INRO sees progress at October talks
INRO sees progress at October talks
SINGAPORE (Reuters): The International Natural Rubber Organization (INRO) expects to make progress by the end of October on healing a rift that threatens to scupper the accord, a top INRO official said on Tuesday.
"We hope by the end of October to make some progress," Deputy Executive Director Gerard Loyen told Reuters in an interview.
A small group of producers and consumers are to meet next week to mull a paper on the pact's future and wider full council talks are set for October 22 and 23.
"We hope by then to have proposals from producers and for consumers to reach a more open position," said Loyen.

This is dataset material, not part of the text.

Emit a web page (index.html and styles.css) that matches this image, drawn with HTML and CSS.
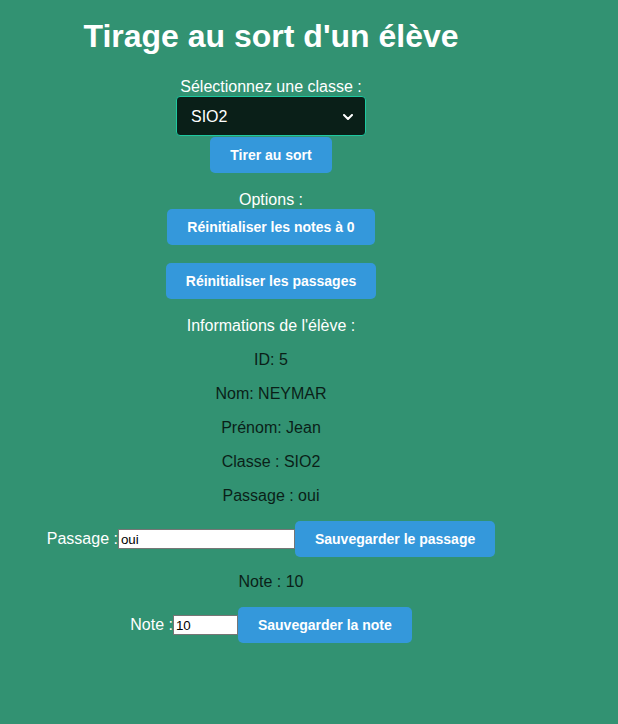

INRO, the world's last surviving producer-consumer commodity pact with the power to steer prices, runs a serious risk of foundering as a result of mounting opposition from producing countries over its failure to lift prices.
The world's third largest producer Malaysia has already vowed to pull out and the biggest producer Thailand is tipped to follow suit, but number two Indonesia has pledged to stick by the accord.
INRO intervenes in the rubber market by buying or selling when the price reaches pre-set levels and the price range is revised periodically in line with market trends.
But prices have suffered relentless pressure from tumbling consumption due to the Asian economic crisis and rising exports from Thailand and Indonesia where producers have cashed in on high local prices driven by depreciating currencies.
INRO was set up in 1980 under the United Nations Conference on Trade and Development (UNCTAD) and was one of a string of price- influencing pacts that operated during the 1980s.